Camilleri y la tercera de Montalbano


En 1996 apareció la tercera de las novelas de la serie Montalbano escritas por el italiano Andrea Camilleri (“Italia es una república fundada en la actividad inmobiliaria”), titulada El ladrón de meriendas (el original es Il ladro di merendine). A excepción de la primera de ellas, traducida por Elena de Grau, todas las demás han sido vertidas al español por María Antonia Menini Pagès y han ido apareciendo pocos años después en este idioma en el que yo leo publicadas por la editorial Salamandra: en 2000 en el caso que ahora me ocupa.

 

“La burocracia italiana, habitualmente muy lenta, actúa como un rayo cuando se trata de joder al ciudadano”.

 


A sus 71 años, Camilleri, que comenzó la saga dos años antes, ya con 69, escribe estas novelas (profundamente simples, simplemente profundas, como ya he dejado dicho hablando de las primeras de la saga), y logra ya conectar conmigo. Lo digo porque escribí al leer la segunda de Montalbano (El perro de terracota) que no lo había conseguido, ahora creo que sí. Tanto como su personaje. Me encanta la literatura pequeña de aquél y la vitalidad supraliteraria, magníficamente real, de su policía.

El protagonista de El ladrón de meriendas, el comisario siciliano Salvo Montalbano, un “hombre de férrea rectitud moral”, capaz de abrazar a los cocineros de los lugares donde come estupendamente y hacernos sentir su enamoramiento ante tanta gratificación, ante cada “milagro”, es alguien que nunca toma notas mientras indaga porque no soporta a los policías que lo hacen (“cuando veía alguno que tomaba notas en la televisión cambiaba de canal”), alguien que mientras defeca puede acordarse de hilar asuntos que comienzan a tener el interés suficiente para ser considerados en una de sus investigaciones y levantarse de un salto y correr “a la estancia de al lado, sujetándose con una mano los calzoncillos y los pantalones, que colgaban a media asta”.

 

“El comisario se sentó en un peldaño, encendió un cigarrillo e inició una competición de inmovilidad con una lagartija”.

 

Y el escenario de la novela, de nuevo, es la Sicilia de finales del siglo XX:

 

“Era la amistad siciliana, la auténtica, la que se basa en lo tácito, en lo que se intuye: a un amigo no hace falta pedirle nada, es el otro el que automáticamente comprende y actúa en consecuencia”.

 

Los personajes habituales de la saga escrita por Camilleri se van perfilando a medida que aquélla avanza.

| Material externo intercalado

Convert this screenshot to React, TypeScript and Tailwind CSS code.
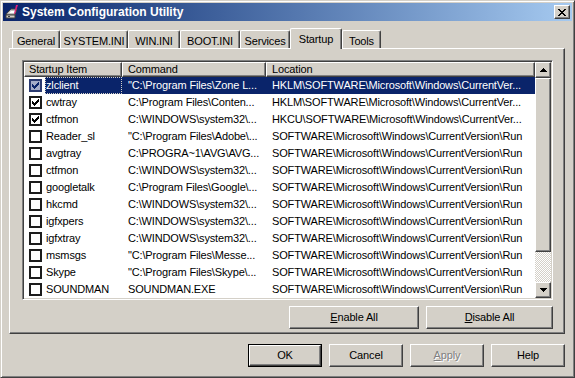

La asistenta de Montalbano, Adelina (“ya sé que soy una asistenta, ¡pero a veces usía me trata como a una asistenta!”), la pareja del comisario, Livia, son personajes literarios de primer orden, casi tan de carne y hueso como el que los lee en las novelas del anciano escritor, tan Montalbano en un aspecto esencial, el de ser Dios. El policía siciliano le escribe a Livia (y al leerlo yo he querido ver un vínculo magnífico entre él y su autor, entre Camilleri y su creación):


 

“Tú una vez me reprochaste mi tendencia a hacer el papel de Dios, cambiando, con pequeñas o grandes omisiones, y también con falseamientos más o menos culpables, el curso de los acontecimientos (de los demás). Puede que sea cierto, es más, lo es sin la menor duda, pero ¿no crees que eso entra también en el oficio al que me dedico?”

 

Alguien dejó dicho de la localidad donde trabaja el comisario Salvo Montalbano algo que recoge el propio Camilleri en su nota final a El ladrón de meriendas: que Vigàta, ese pueblo inexistente, es “el centro más inventado de la Sicilia más típica”.

En esa nota del autor leo también un pequeño manifiesto sobre el arte de escribir novelas:

 

“Si la fantasía ha podido coincidir con la realidad, la culpa hay que atribuirla, a mi juicio, a la realidad”.

 

Tengo Montalbanos que me esperan y más viajes pendientes a Vigàta.

 

[“Padre que todos los días te mueres un poco”: como el verso, la frase, que cree recordar Montalbano haber leído en algún sitio, tal vez en un libro de poesía.]